**STATED GOAL:** Search the material for the string "React" and copy each line where it occurs.

**DATA FOR THIS TASK:**
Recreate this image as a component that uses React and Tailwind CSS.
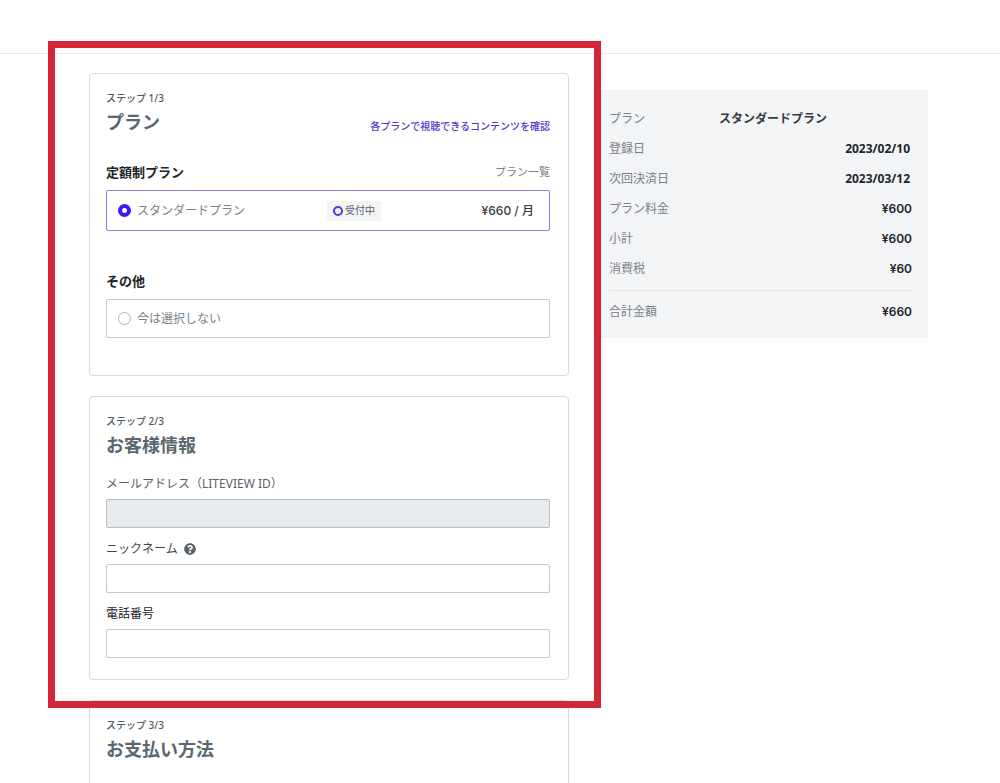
---
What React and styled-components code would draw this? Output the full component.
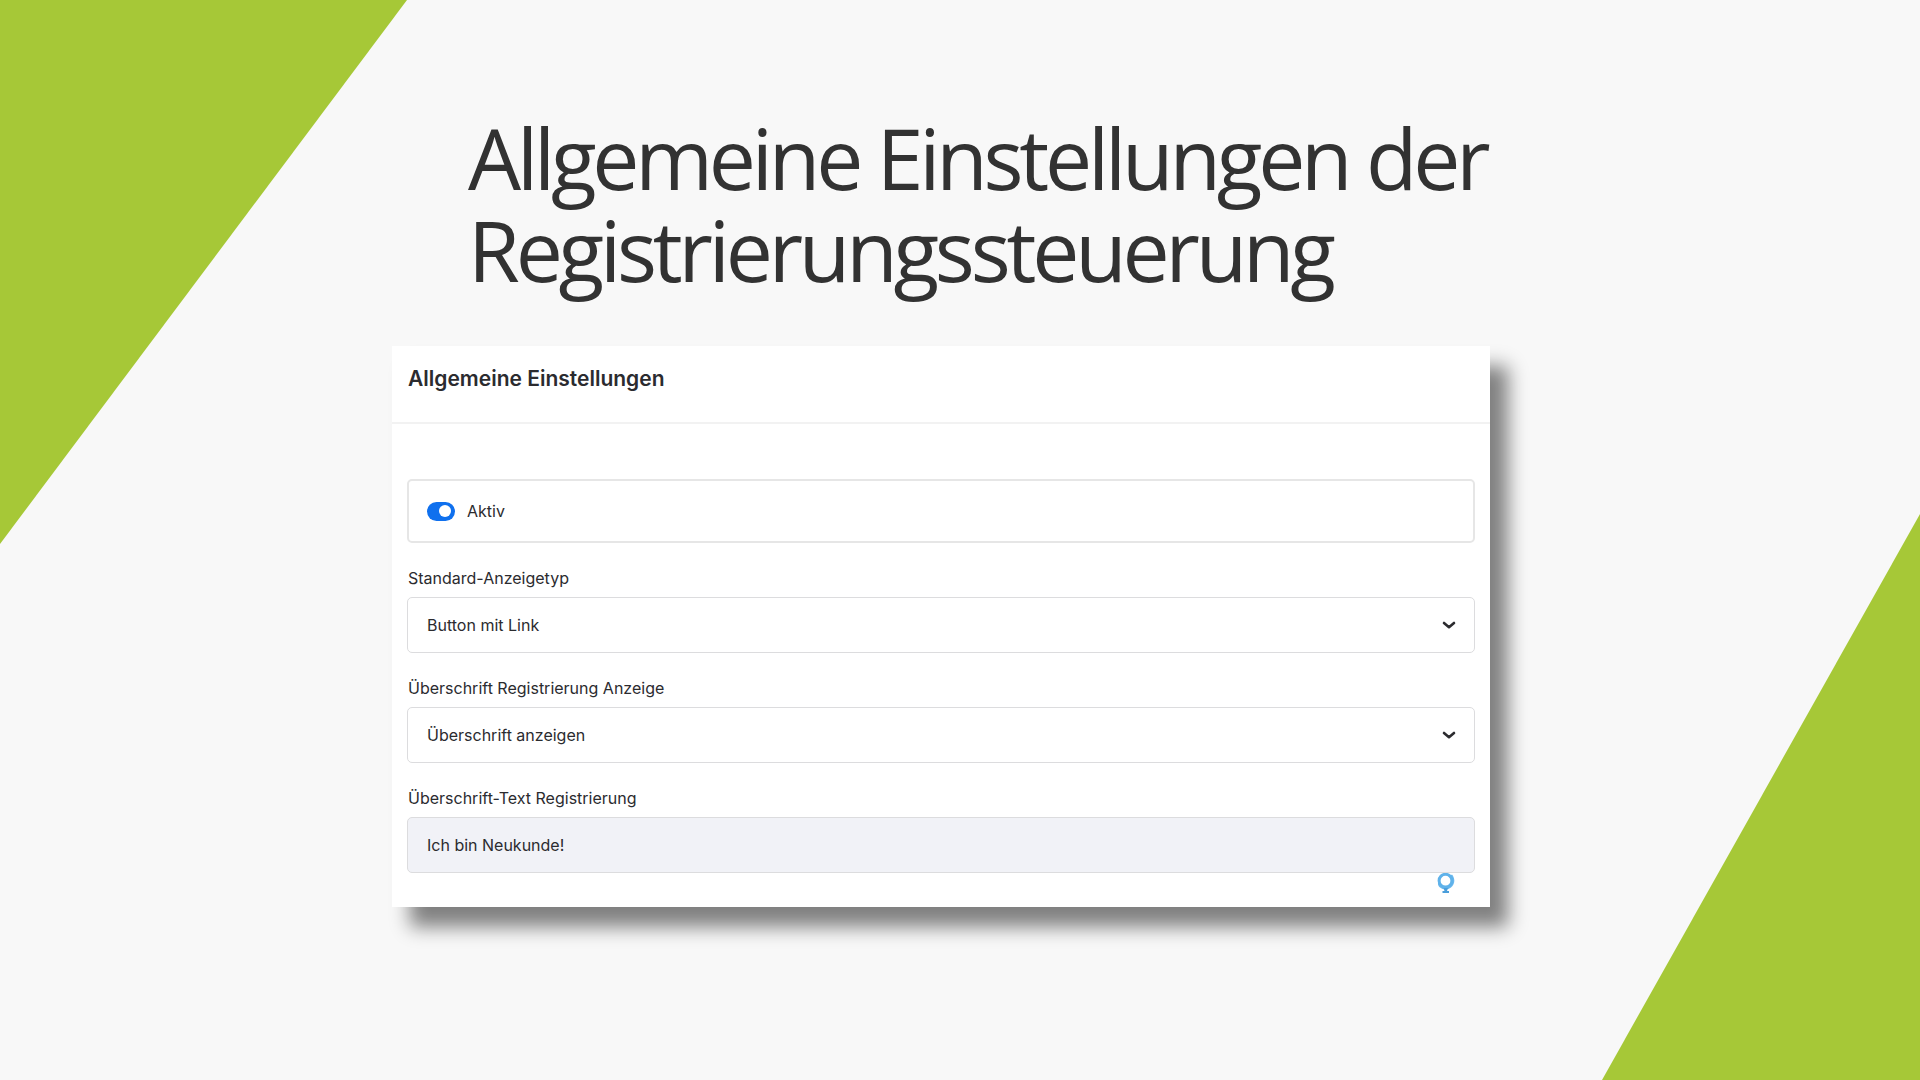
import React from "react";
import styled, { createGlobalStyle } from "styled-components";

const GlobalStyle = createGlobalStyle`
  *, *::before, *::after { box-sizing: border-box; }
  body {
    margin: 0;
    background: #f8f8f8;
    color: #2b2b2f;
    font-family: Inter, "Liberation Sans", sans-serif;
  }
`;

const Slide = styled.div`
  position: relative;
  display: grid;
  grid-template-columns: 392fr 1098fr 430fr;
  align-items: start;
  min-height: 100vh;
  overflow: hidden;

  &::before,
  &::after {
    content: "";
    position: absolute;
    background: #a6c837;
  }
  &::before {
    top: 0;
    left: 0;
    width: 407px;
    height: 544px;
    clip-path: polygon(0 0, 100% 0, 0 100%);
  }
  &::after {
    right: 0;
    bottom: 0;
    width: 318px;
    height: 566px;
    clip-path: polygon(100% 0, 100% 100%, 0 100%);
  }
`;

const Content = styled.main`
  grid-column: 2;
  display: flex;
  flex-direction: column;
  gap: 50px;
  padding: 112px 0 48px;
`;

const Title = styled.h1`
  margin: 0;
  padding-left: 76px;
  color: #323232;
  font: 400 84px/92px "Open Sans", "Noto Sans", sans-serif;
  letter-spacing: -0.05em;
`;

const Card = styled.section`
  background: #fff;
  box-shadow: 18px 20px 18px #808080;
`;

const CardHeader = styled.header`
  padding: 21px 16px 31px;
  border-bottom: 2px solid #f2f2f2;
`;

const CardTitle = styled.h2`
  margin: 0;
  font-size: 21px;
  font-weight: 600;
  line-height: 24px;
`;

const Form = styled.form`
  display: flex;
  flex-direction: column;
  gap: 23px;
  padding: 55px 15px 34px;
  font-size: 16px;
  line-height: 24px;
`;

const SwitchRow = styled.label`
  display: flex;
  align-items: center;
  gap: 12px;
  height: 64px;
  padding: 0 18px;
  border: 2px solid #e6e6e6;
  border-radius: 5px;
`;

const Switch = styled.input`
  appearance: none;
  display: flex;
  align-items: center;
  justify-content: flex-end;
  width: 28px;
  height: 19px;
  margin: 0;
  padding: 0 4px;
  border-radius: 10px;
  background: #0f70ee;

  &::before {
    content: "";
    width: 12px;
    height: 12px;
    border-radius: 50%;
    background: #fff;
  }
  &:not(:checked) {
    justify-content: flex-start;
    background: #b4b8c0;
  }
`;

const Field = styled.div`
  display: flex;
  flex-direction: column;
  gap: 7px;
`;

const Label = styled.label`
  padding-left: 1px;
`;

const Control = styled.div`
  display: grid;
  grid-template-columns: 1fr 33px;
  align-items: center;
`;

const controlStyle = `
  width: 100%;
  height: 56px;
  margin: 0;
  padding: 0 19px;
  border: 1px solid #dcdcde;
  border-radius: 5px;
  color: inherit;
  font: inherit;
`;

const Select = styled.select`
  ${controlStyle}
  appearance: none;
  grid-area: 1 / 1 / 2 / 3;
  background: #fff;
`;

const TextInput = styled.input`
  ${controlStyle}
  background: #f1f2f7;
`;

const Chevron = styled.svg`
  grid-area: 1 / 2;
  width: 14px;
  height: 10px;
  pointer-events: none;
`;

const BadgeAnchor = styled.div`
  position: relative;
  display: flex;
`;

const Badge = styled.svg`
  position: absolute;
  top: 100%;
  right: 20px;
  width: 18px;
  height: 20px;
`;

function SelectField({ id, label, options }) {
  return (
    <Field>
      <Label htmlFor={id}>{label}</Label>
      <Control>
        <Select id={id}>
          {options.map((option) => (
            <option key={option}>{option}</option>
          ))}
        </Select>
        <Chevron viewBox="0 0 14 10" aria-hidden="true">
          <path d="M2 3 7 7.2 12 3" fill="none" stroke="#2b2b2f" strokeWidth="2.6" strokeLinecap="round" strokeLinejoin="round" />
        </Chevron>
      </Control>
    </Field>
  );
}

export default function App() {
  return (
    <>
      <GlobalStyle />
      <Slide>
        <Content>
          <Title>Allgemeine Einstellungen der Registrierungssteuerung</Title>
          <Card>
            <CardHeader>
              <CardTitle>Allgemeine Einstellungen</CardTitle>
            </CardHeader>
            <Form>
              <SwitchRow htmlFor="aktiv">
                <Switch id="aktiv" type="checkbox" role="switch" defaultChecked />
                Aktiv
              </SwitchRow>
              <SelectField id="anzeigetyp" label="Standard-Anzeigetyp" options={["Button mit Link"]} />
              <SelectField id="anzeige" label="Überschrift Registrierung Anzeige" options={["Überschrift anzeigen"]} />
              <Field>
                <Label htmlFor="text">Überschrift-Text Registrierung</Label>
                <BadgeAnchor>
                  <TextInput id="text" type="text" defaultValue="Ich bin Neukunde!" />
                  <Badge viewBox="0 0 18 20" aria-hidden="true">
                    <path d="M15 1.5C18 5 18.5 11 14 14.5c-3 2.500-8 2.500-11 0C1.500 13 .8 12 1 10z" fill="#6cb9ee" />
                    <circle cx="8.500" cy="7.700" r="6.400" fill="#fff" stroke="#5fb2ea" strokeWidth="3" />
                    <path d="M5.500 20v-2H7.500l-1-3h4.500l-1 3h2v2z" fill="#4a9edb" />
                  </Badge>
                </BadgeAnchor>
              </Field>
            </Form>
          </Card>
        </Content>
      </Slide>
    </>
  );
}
==
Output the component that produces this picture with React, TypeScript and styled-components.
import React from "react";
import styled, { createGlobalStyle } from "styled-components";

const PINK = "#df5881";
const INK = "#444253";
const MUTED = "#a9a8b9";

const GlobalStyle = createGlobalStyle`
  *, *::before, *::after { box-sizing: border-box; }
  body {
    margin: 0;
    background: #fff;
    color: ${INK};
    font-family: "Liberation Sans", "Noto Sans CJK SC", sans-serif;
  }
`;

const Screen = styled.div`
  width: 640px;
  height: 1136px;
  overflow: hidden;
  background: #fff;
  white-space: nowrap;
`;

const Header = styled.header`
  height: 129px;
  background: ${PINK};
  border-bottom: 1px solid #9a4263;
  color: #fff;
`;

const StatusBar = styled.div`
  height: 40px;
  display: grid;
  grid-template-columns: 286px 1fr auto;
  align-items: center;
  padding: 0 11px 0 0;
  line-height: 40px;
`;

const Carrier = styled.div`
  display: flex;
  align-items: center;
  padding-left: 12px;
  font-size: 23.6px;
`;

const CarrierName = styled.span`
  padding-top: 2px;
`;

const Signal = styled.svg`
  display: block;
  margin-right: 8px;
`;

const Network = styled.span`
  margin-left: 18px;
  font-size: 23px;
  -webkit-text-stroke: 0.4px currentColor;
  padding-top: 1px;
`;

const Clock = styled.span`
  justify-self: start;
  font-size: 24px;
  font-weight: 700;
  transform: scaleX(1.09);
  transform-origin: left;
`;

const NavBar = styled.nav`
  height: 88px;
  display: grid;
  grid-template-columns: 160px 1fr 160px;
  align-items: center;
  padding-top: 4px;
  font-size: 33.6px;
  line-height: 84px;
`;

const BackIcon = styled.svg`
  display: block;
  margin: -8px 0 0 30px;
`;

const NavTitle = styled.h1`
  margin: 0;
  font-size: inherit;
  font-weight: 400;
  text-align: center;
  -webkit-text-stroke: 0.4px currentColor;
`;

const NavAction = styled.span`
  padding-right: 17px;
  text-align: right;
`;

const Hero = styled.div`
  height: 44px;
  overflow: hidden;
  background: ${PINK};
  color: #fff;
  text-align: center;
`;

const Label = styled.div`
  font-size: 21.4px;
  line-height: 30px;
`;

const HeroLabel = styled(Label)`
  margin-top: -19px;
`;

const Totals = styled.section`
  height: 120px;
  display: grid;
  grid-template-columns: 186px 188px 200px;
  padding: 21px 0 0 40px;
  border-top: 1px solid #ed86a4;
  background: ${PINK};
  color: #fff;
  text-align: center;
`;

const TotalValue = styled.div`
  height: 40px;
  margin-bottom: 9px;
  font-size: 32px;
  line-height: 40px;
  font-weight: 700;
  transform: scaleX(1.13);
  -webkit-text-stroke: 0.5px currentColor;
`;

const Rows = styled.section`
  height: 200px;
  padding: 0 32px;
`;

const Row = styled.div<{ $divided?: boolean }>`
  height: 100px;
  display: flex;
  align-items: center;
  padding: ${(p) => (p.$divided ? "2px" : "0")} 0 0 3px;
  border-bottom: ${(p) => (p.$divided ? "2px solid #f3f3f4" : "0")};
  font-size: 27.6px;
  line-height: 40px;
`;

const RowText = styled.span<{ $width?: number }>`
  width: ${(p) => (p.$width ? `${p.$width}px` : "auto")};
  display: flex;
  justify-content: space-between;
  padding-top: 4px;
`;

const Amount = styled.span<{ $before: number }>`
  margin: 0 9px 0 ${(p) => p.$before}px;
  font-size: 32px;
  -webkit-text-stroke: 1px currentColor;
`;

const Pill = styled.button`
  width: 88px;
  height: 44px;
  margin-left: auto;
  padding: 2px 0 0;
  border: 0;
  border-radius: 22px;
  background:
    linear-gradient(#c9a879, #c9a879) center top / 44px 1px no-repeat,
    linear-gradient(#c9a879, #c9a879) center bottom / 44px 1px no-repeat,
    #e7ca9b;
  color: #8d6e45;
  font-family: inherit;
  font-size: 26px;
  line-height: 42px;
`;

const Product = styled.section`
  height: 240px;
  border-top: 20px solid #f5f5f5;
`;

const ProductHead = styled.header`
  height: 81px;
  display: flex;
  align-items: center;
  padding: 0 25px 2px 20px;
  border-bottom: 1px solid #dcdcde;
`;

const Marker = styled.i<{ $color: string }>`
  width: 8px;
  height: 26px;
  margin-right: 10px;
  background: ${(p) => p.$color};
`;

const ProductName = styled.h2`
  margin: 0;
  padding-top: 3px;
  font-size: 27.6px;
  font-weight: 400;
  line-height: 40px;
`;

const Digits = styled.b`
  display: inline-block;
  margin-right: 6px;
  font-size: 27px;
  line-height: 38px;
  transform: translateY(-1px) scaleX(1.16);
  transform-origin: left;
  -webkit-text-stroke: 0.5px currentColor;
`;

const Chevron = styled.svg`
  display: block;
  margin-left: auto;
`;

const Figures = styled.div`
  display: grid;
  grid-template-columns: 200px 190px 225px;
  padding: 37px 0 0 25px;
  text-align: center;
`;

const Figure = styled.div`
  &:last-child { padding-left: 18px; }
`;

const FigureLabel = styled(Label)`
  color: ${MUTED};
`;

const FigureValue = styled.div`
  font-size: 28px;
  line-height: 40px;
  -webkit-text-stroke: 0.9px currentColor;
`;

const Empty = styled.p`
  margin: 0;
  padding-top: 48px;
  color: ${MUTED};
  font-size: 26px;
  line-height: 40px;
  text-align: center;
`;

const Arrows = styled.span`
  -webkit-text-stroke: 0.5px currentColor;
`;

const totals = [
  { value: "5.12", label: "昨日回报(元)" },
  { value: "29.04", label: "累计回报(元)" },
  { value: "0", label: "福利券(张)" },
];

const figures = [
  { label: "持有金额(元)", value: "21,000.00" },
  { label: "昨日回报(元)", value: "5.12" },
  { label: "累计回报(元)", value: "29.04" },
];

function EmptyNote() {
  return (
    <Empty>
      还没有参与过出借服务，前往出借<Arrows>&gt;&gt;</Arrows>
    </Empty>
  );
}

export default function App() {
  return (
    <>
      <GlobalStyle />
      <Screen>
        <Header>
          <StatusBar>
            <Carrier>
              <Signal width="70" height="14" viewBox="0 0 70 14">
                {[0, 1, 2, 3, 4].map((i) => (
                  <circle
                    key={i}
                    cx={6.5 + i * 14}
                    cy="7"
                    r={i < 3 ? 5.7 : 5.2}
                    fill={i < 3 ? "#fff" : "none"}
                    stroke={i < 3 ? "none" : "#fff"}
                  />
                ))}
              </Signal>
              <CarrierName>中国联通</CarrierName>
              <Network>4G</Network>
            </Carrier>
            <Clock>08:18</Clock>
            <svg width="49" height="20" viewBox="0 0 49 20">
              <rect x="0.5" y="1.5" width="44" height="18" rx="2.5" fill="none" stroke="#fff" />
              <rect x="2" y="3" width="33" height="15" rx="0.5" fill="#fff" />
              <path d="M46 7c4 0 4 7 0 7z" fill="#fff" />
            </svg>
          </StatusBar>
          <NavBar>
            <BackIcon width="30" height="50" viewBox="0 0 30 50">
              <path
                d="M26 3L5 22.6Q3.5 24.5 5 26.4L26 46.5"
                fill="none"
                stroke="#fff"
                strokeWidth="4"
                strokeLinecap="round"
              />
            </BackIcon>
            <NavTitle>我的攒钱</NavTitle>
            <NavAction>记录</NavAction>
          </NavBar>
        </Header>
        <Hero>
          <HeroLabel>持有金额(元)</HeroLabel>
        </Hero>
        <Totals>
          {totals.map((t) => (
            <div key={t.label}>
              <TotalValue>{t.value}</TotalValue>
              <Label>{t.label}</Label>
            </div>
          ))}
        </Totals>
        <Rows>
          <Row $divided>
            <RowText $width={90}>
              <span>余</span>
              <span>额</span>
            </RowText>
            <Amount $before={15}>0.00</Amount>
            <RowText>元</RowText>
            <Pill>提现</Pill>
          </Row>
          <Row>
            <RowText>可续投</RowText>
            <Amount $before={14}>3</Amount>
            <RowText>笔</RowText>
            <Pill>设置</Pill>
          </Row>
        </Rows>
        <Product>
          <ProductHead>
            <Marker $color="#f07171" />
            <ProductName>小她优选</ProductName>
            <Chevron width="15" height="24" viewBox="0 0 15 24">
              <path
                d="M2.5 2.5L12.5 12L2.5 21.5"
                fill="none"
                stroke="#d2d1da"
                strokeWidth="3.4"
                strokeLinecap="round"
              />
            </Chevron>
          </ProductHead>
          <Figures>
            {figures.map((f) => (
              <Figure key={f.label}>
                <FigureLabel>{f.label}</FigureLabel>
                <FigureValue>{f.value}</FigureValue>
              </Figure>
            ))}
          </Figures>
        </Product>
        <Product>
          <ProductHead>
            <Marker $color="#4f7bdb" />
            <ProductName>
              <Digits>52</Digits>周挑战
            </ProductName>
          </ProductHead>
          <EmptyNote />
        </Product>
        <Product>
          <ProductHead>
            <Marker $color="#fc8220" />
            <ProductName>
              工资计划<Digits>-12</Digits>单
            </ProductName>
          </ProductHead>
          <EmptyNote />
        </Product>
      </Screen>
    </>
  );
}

**SOLUTION TO THIS TASK:**
Recreate this image as a component that uses React and Tailwind CSS.
What React and styled-components code would draw this? Output the full component.
import React from "react";
Output the component that produces this picture with React, TypeScript and styled-components.
import React from "react";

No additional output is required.